**Written task**. The listing below is the input. Say how many of its lines contain "screenshot", giving the number alone.

· · · ·

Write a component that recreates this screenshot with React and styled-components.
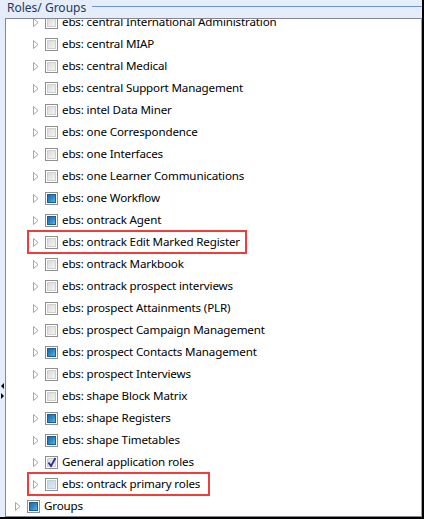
import styled, { createGlobalStyle, css } from 'styled-components';

const GlobalStyle = createGlobalStyle`
  html, body {
    margin: 0;
    padding: 0;
    background: #ffffff;
  }
  body {
    font-family: "Noto Sans", "Open Sans", sans-serif;
  }
`;

const Frame = styled.div`
  width: 424px;
  height: 519px;
  box-sizing: border-box;
  display: flex;
  flex-direction: column;
  background: #e4edf9;
  border-right: 2px solid #000000;
  border-bottom: 2px solid #000000;
  overflow: hidden;
`;

const Header = styled.div`
  height: 18px;
  flex: 0 0 18px;
  display: flex;
  align-items: flex-start;
  gap: 6px;
  padding-left: 7px;
`;

const HeaderTitle = styled.span`
  font-size: 12px;
  line-height: 14px;
  margin-top: 1px;
  color: #1e395b;
  white-space: nowrap;
`;

const HeaderRule = styled.span`
  flex: 1;
  height: 1px;
  margin-top: 6px;
  background: #6d95d3;
`;

const Body = styled.div`
  flex: 1;
  display: flex;
  min-height: 0;
`;

const Splitter = styled.div`
  width: 5px;
  flex: 0 0 5px;
  display: flex;
  flex-direction: column;
  align-items: flex-start;
  gap: 4px;
  padding-top: 365px;
`;

const SplitArrow = styled.span`
  width: 0;
  height: 0;
  margin-left: 1px;
  border-top: 3px solid transparent;
  border-bottom: 3px solid transparent;
  ${({ dir }) =>
    dir === 'left'
      ? css`
          border-right: 3px solid #000000;
        `
      : css`
          border-left: 3px solid #000000;
        `}
`;

const TreeBox = styled.div`
  flex: 1;
  background: #ffffff;
  border: 1px solid #828790;
  border-right: 1px solid #a0a0a0;
  overflow: hidden;
`;

const TreeList = styled.ul`
  list-style: none;
  margin: -8px 0 0 0;
  padding: 0;
`;

const Row = styled.li`
  height: 22px;
  display: flex;
  align-items: center;
  padding-left: ${({ level }) => 9 + level * 18}px;
`;

const RowInner = styled.div`
  position: relative;
  display: inline-flex;
  align-items: center;
  height: 22px;

  ${({ marked, extra }) =>
    marked &&
    css`
      &::after {
        content: '';
        position: absolute;
        left: -6px;
        right: -${extra}px;
        top: -1px;
        bottom: -1px;
        border: 2px solid #ec3f3c;
        pointer-events: none;
      }
    `}
`;

const Expander = styled.svg`
  width: 6px;
  height: 9px;
  margin-right: 6px;
  flex: 0 0 auto;
`;

const CheckBox = styled.span`
  position: relative;
  width: 13px;
  height: 13px;
  box-sizing: border-box;
  border: 1px solid #8e8f8f;
  background: #ffffff;
  display: inline-flex;
  align-items: center;
  justify-content: center;
  flex: 0 0 auto;

  &::before {
    content: '';
    width: 9px;
    height: 9px;
    box-sizing: border-box;
    ${({ state }) =>
      state === 'partial'
        ? css`
            border: 1px solid #1a5d8e;
            background: linear-gradient(135deg, #1d6aa8 0%, #2f8cc9 55%, #5ab8e6 100%);
          `
        : state === 'dim'
        ? css`
            border: 1px solid #bdd0df;
            background: linear-gradient(135deg, #c6d9e7 0%, #dae8f2 100%);
          `
        : css`
            border: 1px solid #d0d0d0;
            background: linear-gradient(135deg, #dadada 0%, #f4f4f4 100%);
          `}
  }
`;

const CheckMark = styled.svg`
  position: absolute;
  left: 1px;
  top: 0px;
  width: 10px;
  height: 11px;
`;

const Label = styled.span`
  margin-left: 4px;
  font-size: 11.6px;
  letter-spacing: -0.15px;
  line-height: 16px;
  color: #000000;
  white-space: nowrap;
`;

const rows = [
  { label: 'ebs: central International Administration' },
  { label: 'ebs: central MIAP' },
  { label: 'ebs: central Medical' },
  { label: 'ebs: central Support Management' },
  { label: 'ebs: intel Data Miner' },
  { label: 'ebs: one Correspondence' },
  { label: 'ebs: one Interfaces' },
  { label: 'ebs: one Learner Communications' },
  { label: 'ebs: one Workflow', state: 'partial' },
  { label: 'ebs: ontrack Agent', state: 'partial' },
  { label: 'ebs: ontrack Edit Marked Register', marked: true, extra: 7 },
  { label: 'ebs: ontrack Markbook' },
  { label: 'ebs: ontrack prospect interviews' },
  { label: 'ebs: prospect Attainments (PLR)' },
  { label: 'ebs: prospect Campaign Management' },
  { label: 'ebs: prospect Contacts Management', state: 'partial' },
  { label: 'ebs: prospect Interviews' },
  { label: 'ebs: shape Block Matrix' },
  { label: 'ebs: shape Registers', state: 'partial' },
  { label: 'ebs: shape Timetables', state: 'partial' },
  { label: 'General application roles', state: 'checked' },
  { label: 'ebs: ontrack primary roles', state: 'dim', marked: true, extra: 10 },
  { label: 'Groups', state: 'partial', level: 0 },
];

function Triangle() {
  return (
    <Expander viewBox="0 0 6 9">
      <path d="M0.5 0.5 L5 4.5 L0.5 8.5 Z" fill="#ffffff" stroke="#a6a6a6" strokeWidth="1" />
    </Expander>
  );
}

function TreeCheck({ state }) {
  return (
    <CheckBox state={state}>
      {state === 'checked' && (
        <CheckMark viewBox="0 0 10 11">
          <path d="M1.5 5.5 L4 9 L8.5 1" fill="none" stroke="#2a2a9e" strokeWidth="1.8" />
        </CheckMark>
      )}
    </CheckBox>
  );
}

export default function App() {
  return (
    <>
      <GlobalStyle />
      <Frame>
        <Header>
          <HeaderTitle>Roles/ Groups</HeaderTitle>
          <HeaderRule />
        </Header>
        <Body>
          <Splitter>
            <SplitArrow dir="left" />
            <SplitArrow dir="right" />
          </Splitter>
          <TreeBox>
            <TreeList>
              {rows.map((row) => (
                <Row key={row.label} level={row.level ?? 1}>
                  <RowInner marked={row.marked} extra={row.extra}>
                    <Triangle />
                    <TreeCheck state={row.state} />
                    <Label>{row.label}</Label>
                  </RowInner>
                </Row>
              ))}
            </TreeList>
          </TreeBox>
        </Body>
      </Frame>
    </>
  );
}
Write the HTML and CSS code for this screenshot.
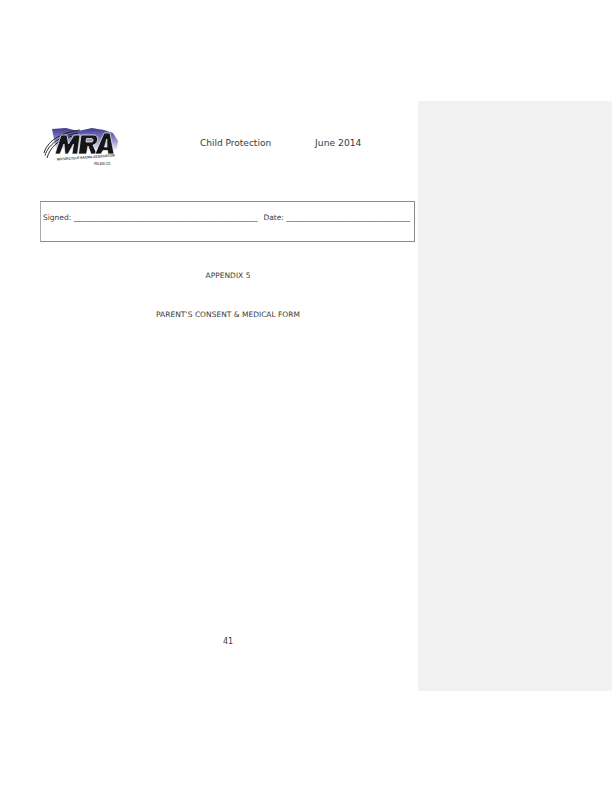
FILE: index.html
```html
<!DOCTYPE html>
<html lang="en">
<head>
<meta charset="utf-8">
<title>Child Protection - Appendix 5</title>
<link rel="stylesheet" href="styles.css">
</head>
<body>
<div class="page">
  <main class="main">
    <header class="header">
      <svg class="logo" viewBox="0 0 80 46" width="80" height="46" aria-label="MRA logo">
        <defs>
          <linearGradient id="sky" x1="0" y1="0" x2="0" y2="1">
            <stop offset="0" stop-color="#3f3a8c"/>
            <stop offset="0.5" stop-color="#8581c6"/>
            <stop offset="1" stop-color="#e4e3f3"/>
          </linearGradient>
          <filter id="soft" x="-5%" y="-5%" width="110%" height="110%"><feGaussianBlur stdDeviation="0.6"/></filter>
        </defs>
        <g filter="url(#soft)">
          <path d="M10 4 L24 3 L36 6 L50 3 L62 5 L71 8 L76 16 L75 24 L14 24 Z" fill="url(#sky)"/>
          <g fill="none" stroke="#111" stroke-width="0.900">
            <path d="M2 28 C5 17 17 8 38 5"/>
            <path d="M3 30.500 C6 20 17 11 36 8"/>
            <path d="M5 33 C8 23 15 15 30 11"/>
          </g>
          <g fill="#161616" stroke="#fff" stroke-width="0.700">
            <path d="M13 29 L19 10 L25 10 L26.500 19 L32 10 L38 10 L35.500 29 L30 29 L31.500 19 L26 29 L23 29 L22 19 L18 29 Z"/>
            <path fill-rule="evenodd" d="M36.500 29 L39 10 L52 10 C57 10 57 19 51 20 L55 29 L49 29 L46 21 L44.500 29 Z M44.500 13.500 L44 17 L49.500 17 C51.500 17 51.500 13.500 49.500 13.500 Z"/>
            <path fill-rule="evenodd" d="M53 29 L62 8 L68 8 L72 29 L66 29 L65.500 25.500 L61 25.500 L59 29 Z M62.500 22 L65 22 L64.800 14 Z"/>
          </g>
        </g>
        <text class="logo-name" x="15" y="35.500" textLength="58" lengthAdjust="spacingAndGlyphs" transform="rotate(-4 15 35.500)">MOTORCYCLE RACING ASSOCIATION</text>
        <text class="logo-sub" x="52" y="39.500" textLength="17" lengthAdjust="spacingAndGlyphs">IRELAND LTD.</text>
      </svg>
      <span class="doc-title">Child Protection</span>
      <span class="doc-date">June 2014</span>
    </header>
    <section class="sign-box">
      <span>Signed: _________________________________________________</span>
      <span>Date: _________________________________</span>
    </section>
    <p class="appendix">APPENDIX 5</p>
    <p class="form-title">PARENT’S CONSENT &amp; MEDICAL FORM</p>
    <p class="page-number">41</p>
  </main>
  <aside class="margin-panel"></aside>
</div>
</body>
</html>
```
FILE: styles.css
```css
html, body {
  margin: 0;
  padding: 0;
  background: #fff;
}

.page {
  display: flex;
  width: 612px;
  height: 792px;
  overflow: hidden;
  font-family: "DejaVu Sans", Verdana, sans-serif;
  color: #3a3a3a;
}

.main {
  width: 418px;
  flex: none;
  padding-top: 125px;
  box-sizing: border-box;
}

.header {
  display: flex;
  align-items: flex-start;
  height: 76px;
  padding-left: 42px;
  box-sizing: border-box;
}

.logo {
  display: block;
  flex: none;
}

.logo-name {
  font-family: "Liberation Sans", sans-serif;
  font-weight: 700;
  font-size: 3.4px;
  fill: #333;
}

.logo-sub {
  font-family: "Liberation Sans", sans-serif;
  font-weight: 700;
  font-size: 3px;
  fill: #666;
}

.doc-title,
.doc-date {
  line-height: 12px;
  margin-top: 12px;
}

.doc-title {
  margin-left: 78px;
  font-size: 9px;
}

.doc-date {
  margin-left: 44px;
  font-size: 9.2px;
}

.sign-box {
  display: flex;
  justify-content: space-between;
  align-items: flex-start;
  width: 375px;
  height: 41px;
  margin-left: 40px;
  padding: 11px 4px 0 2px;
  box-sizing: border-box;
  border: 1px solid #8a8a8a;
  border-left-color: #aaa;
  font-size: 7.5px;
  line-height: 10px;
}

.appendix,
.form-title,
.page-number {
  margin: 0;
  text-align: center;
  font-size: 7.5px;
  line-height: 10px;
}

.appendix {
  margin-top: 29px;
  padding-left: 38px;
}

.form-title {
  margin-top: 29px;
  padding-left: 38px;
}

.page-number {
  margin-top: 317px;
  padding-left: 38px;
  font-size: 8px;
}

.margin-panel {
  flex: none;
  width: 194px;
  height: 590px;
  margin-top: 101px;
  background: #f2f2f2;
}
```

· · · ·

**Response to this task**. 2